◆ Task directions ◆
Only the lines from the line containing "Generate a single-file" through the line containing "const copied = ref(false)" should be reproduced, please, with no pictures.

◆ Source material ◆
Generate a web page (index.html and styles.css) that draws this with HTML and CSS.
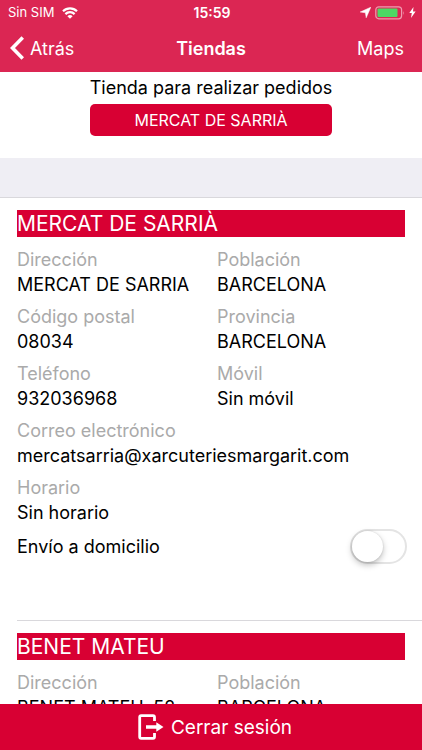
FILE: index.html
```html
<!DOCTYPE html>
<html lang="es">
<head>
<meta charset="utf-8">
<meta name="viewport" content="width=device-width, initial-scale=1">
<title>Tiendas</title>
<link rel="stylesheet" href="styles.css">
</head>
<body>
<header class="top">
  <div class="status">
    <div class="status-left">
      <span>Sin SIM</span>
      <svg width="16" height="12" viewBox="0 0 16 12" fill="none" stroke="#fff" stroke-width="2.200" aria-hidden="true">
        <path d="M1 4.200a10 10 0 0 1 14 0M3.400 7.100a6.500 6.500 0 0 1 9.200 0"/>
        <path d="M8 11.800 5.400 9.200a3.700 3.700 0 0 1 5.200 0z" fill="#fff" stroke="none"/>
      </svg>
    </div>
    <time class="clock">15:59</time>
    <div class="status-right">
      <svg width="11" height="11" viewBox="0 0 11 11" fill="#fff" aria-hidden="true"><path d="M10.800.2 6.200 10.800 5.400 5.800.2 5z" stroke="#fff" stroke-width=".5"/></svg>
      <svg width="30" height="14" viewBox="0 0 30 14" aria-hidden="true">
        <rect x=".8" y=".8" width="25.800" height="12" rx="3" fill="none" stroke="#ef9bb0" stroke-width="1.200"/>
        <rect x="2.500" y="2.500" width="20" height="8.600" rx="1" fill="#4cd964"/>
        <path d="M28 5q1.500 2 0 4z" fill="#ef9bb0"/>
      </svg>
      <svg width="7" height="11" viewBox="0 0 7 11" fill="#fff" aria-hidden="true"><path d="M4.500 0 .3 6h2.500L2 11l4.600-6.500H4z"/></svg>
    </div>
  </div>
  <nav class="nav">
    <a class="back" href="#">
      <svg width="14" height="24" viewBox="0 0 14 24" fill="none" stroke="#fff" stroke-width="3.600" aria-hidden="true"><path d="M12.800 1.500 2.500 12l10.300 10.500"/></svg>
      <span>Atrás</span>
    </a>
    <h1 class="nav-title">Tiendas</h1>
    <a class="maps" href="#">Maps</a>
  </nav>
</header>
<main class="content">
  <section class="order">
    <div class="order-box">
      <p id="order-label">Tienda para realizar pedidos</p>
      <button class="order-button" type="button" aria-describedby="order-label">MERCAT DE SARRIÀ</button>
    </div>
  </section>
  <div class="band"></div>
  <article class="store">
    <h2 class="store-name">MERCAT DE SARRIÀ</h2>
    <dl class="fields">
      <div><dt>Dirección</dt><dd>MERCAT DE SARRIA</dd></div>
      <div><dt>Población</dt><dd>BARCELONA</dd></div>
      <div><dt>Código postal</dt><dd>08034</dd></div>
      <div><dt>Provincia</dt><dd>BARCELONA</dd></div>
      <div><dt>Teléfono</dt><dd>932036968</dd></div>
      <div><dt>Móvil</dt><dd>Sin móvil</dd></div>
      <div class="wide"><dt>Correo electrónico</dt><dd>mercatsarria@xarcuteriesmargarit.com</dd></div>
      <div class="wide"><dt>Horario</dt><dd>Sin horario</dd></div>
    </dl>
    <div class="delivery">
      <label for="delivery">Envío a domicilio</label>
      <input class="switch" id="delivery" type="checkbox" role="switch">
    </div>
  </article>
  <article class="store">
    <h2 class="store-name">BENET MATEU</h2>
    <dl class="fields">
      <div><dt>Dirección</dt><dd>BENET MATEU, 52</dd></div>
      <div><dt>Población</dt><dd>BARCELONA</dd></div>
    </dl>
  </article>
</main>
<footer class="footer">
  <button class="logout" type="button">
    <svg width="26" height="26" viewBox="0 0 26 26" fill="none" stroke="#fff" stroke-width="2.800" aria-hidden="true">
      <path d="M16.500 7V3.200a1.500 1.500 0 0 0-1.500-1.500H3.200a1.500 1.500 0 0 0-1.500 1.500v19.600a1.500 1.500 0 0 0 1.500 1.500H15a1.500 1.500 0 0 0 1.500-1.500V19"/>
      <path d="M8 11.200h10.300V8.200L25.500 13l-7.200 4.800v-3H8z" fill="#fff" stroke="none"/>
    </svg>
    <span>Cerrar sesión</span>
  </button>
</footer>
</body>
</html>
```
FILE: styles.css
```css
* {
  box-sizing: border-box;
}

body {
  margin: 0;
  height: 100vh;
  display: flex;
  flex-direction: column;
  background: #fff;
  color: #000;
  font-family: Inter, "Liberation Sans", sans-serif;
  font-size: 18px;
  line-height: 25px;
}

h1, h2, p, dl, dd {
  margin: 0;
}

a {
  color: inherit;
  text-decoration: none;
}

button {
  border: 0;
  color: #fff;
  background: #d80033;
  font-family: inherit;
}

.top {
  background: #db2653;
  color: #fff;
}

.status {
  display: grid;
  grid-template-columns: 1fr auto 1fr;
  align-items: center;
  height: 24px;
  padding: 0 6px 0 8px;
  font-size: 13px;
}

.status-left,
.status-right {
  display: flex;
  align-items: center;
  gap: 8px;
}

.status-right {
  justify-content: flex-end;
  gap: 4px;
}

.clock {
  font-size: 14px;
  font-weight: 600;
}

.nav {
  display: grid;
  grid-template-columns: 1fr auto 1fr;
  align-items: center;
  height: 48px;
  padding: 0 10px;
}

.back {
  display: flex;
  align-items: center;
  gap: 6px;
}

.nav-title {
  font-size: 18px;
  font-weight: 600;
}

.maps {
  justify-self: end;
  padding-right: 8px;
}

.content {
  flex: 1;
  min-height: 0;
  overflow: hidden;
}

.order {
  display: flex;
  justify-content: center;
  padding: 3px 16px 22px;
}

.order-box {
  display: grid;
  gap: 4px;
}

.order-button {
  height: 32px;
  border-radius: 5px;
  font-size: 16px;
}

.band {
  height: 40px;
  background: #efeef4;
  border-bottom: 1px solid #d9d8dc;
}

.store {
  padding: 12px 17px 0;
}

.store + .store {
  margin-left: 17px;
  padding-left: 0;
  border-top: 1px solid #d9d8dc;
}

.store-name {
  background: #d80033;
  color: #fff;
  font-size: 21px;
  font-weight: 400;
  line-height: 27px;
}

.fields {
  display: grid;
  grid-template-columns: 200px 1fr;
  row-gap: 7px;
  padding-top: 10px;
}

.wide {
  grid-column: 1 / -1;
}

dt {
  color: #aaa;
}

.delivery {
  display: flex;
  align-items: center;
  justify-content: space-between;
  margin-right: -2px;
  padding: 4px 0 56px;
}

.switch {
  appearance: none;
  width: 57px;
  height: 35px;
  margin: 0;
  border: 2px solid #e4e4e4;
  border-radius: 18px;
  background: #fff;
}

.switch::before {
  content: "";
  display: block;
  width: 31px;
  height: 31px;
  border-radius: 50%;
  background: #fff;
  box-shadow: 0 3px 6px rgba(0, 0, 0, 0.25), 0 0 2px rgba(0, 0, 0, 0.15);
}

.switch:checked {
  border-color: #4cd964;
  background: #4cd964;
}

.switch:checked::before {
  margin-left: auto;
}

.footer {
  display: flex;
  background: #d80033;
}

.logout {
  flex: 1;
  display: flex;
  align-items: center;
  justify-content: center;
  gap: 7px;
  height: 46px;
  padding: 0 0 0 8px;
  font-size: 19px;
}
```
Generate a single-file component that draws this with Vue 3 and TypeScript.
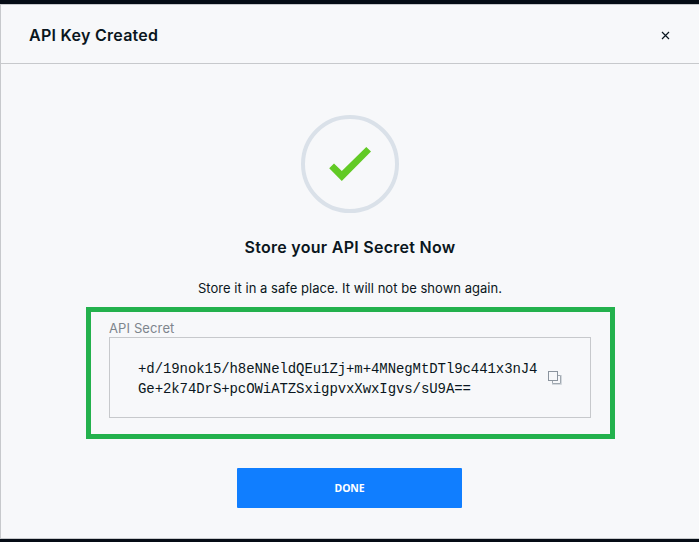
<script setup lang="ts">
import { ref } from 'vue'

const secretLines: string[] = [
  '+d/19nok15/h8eNNeldQEu1Zj+m+4MNegMtDTl9c441x3nJ4',
  'Ge+2k74DrS+pcOWiATZSxigpvxXwxIgvs/sU9A==',
]
const copied = ref(false)

async function copySecret(): Promise<void> {
  await navigator.clipboard.writeText(secretLines.join(''))
  copied.value = true
}
</script>

<template>
  <div class="backdrop">
    <section class="modal" role="dialog" aria-labelledby="modal-title">
      <header class="header">
        <h1 id="modal-title">API Key Created</h1>
        <button class="close" aria-label="Close">
          <svg width="9" height="9" viewBox="0 0 9 9"><path d="M1 1 L8 8 M8 1 L1 8" /></svg>
        </button>
      </header>
      <main class="body">
        <svg class="success" width="98" height="98" viewBox="0 0 98 98">
          <circle cx="49" cy="49" r="47" />
          <path d="M28.2 53.2 L33 48.5 L40.8 56 L65.3 32 L70 36.6 L40.8 66 Z" />
        </svg>
        <h2>Store your API Secret Now</h2>
        <p class="note">Store it in a safe place. It will not be shown again.</p>
        <div class="highlight">
          <div class="label">API Secret</div>
          <div class="secret">
            <code><span v-for="line in secretLines" :key="line">{{ line }}</span></code>
            <button class="copy" :class="{ copied }" aria-label="Copy" @click="copySecret">
              <svg width="15" height="15" viewBox="0 0 15 15">
                <path class="shade" d="M4 13.5 H13.5 V4" />
                <path class="rear" d="M4.5 10 V12.5 H12.5 V4.5 H10" />
                <rect x="0.5" y="0.5" width="9" height="9" />
              </svg>
            </button>
          </div>
        </div>
        <button class="done">DONE</button>
      </main>
    </section>
  </div>
</template>

<style>
body {
  margin: 0;
  overflow: hidden;
}
</style>

<style scoped>
.backdrop {
  box-sizing: border-box;
  width: 699px;
  height: 542px;
  padding: 4px 0 3px;
  background: #050c15;
  color: #0a1620;
  font-family: Inter, "Liberation Sans", sans-serif;
}
.modal {
  box-sizing: border-box;
  height: 535px;
  border: 1px solid #c7c9cc;
  border-right: 0;
  background: #f7f8fa;
}
.header {
  box-sizing: border-box;
  display: flex;
  align-items: center;
  justify-content: space-between;
  height: 59px;
  padding: 1px 29px 0 28px;
  border-bottom: 1px solid #c7c9cc;
}
h1,
h2,
p {
  margin: 0;
}
h1,
h2 {
  font-size: 16px;
  line-height: 22px;
  font-weight: 600;
  letter-spacing: 0.28px;
  white-space: nowrap;
}
button {
  padding: 0;
  border: 0;
  background: none;
  font-family: inherit;
}
.close {
  display: flex;
  padding-top: 2px;
}
.close path {
  fill: none;
  stroke: #0a1620;
  stroke-width: 1.2;
}
.body {
  display: flex;
  flex-direction: column;
  align-items: center;
  padding-top: 51px;
}
.success circle {
  fill: none;
  stroke: #dae1e9;
  stroke-width: 4;
}
.success path {
  fill: #62ca25;
}
h2 {
  margin-top: 23px;
}
.note {
  margin-top: 20px;
  font-size: 13px;
  line-height: 20px;
  letter-spacing: 0.03px;
  white-space: nowrap;
}
.highlight {
  box-sizing: border-box;
  width: 529px;
  height: 132px;
  margin: 9px 0 29px 1px;
  padding: 8px 19px 0 18px;
  border: 5px solid #23b14d;
}
.label {
  height: 17px;
  color: #7e858d;
  font-size: 13px;
  line-height: 17px;
  letter-spacing: 0.12px;
}
.secret {
  box-sizing: border-box;
  display: flex;
  align-items: center;
  height: 81px;
  padding: 2px 0 0 28px;
  border: 1px solid #c7c9cc;
}
code {
  display: flex;
  flex-direction: column;
  width: 410px;
  font-family: "Liberation Mono", monospace;
  font-size: 14px;
  line-height: 20px;
  letter-spacing: -0.08px;
  white-space: nowrap;
}
.copy {
  display: flex;
}
.copy svg {
  fill: none;
  stroke: #8b949e;
}
.copy .rear {
  stroke: #a0a8b0;
}
.copy .shade {
  stroke: #d3d8dd;
}
.done {
  width: 225px;
  height: 40px;
  margin-right: 1px;
  border-radius: 1px;
  background: #107eff;
  color: #fff;
  font-family: "Noto Sans", sans-serif;
  font-size: 10.5px;
  line-height: 40px;
  font-weight: 700;
  letter-spacing: -0.15px;
}
</style>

◆ Solution to this exercise ◆
Generate a single-file component that draws this with Vue 3 and TypeScript.
<script setup lang="ts">
import { ref } from 'vue'

const secretLines: string[] = [
  '+d/19nok15/h8eNNeldQEu1Zj+m+4MNegMtDTl9c441x3nJ4',
  'Ge+2k74DrS+pcOWiATZSxigpvxXwxIgvs/sU9A==',
]
const copied = ref(false)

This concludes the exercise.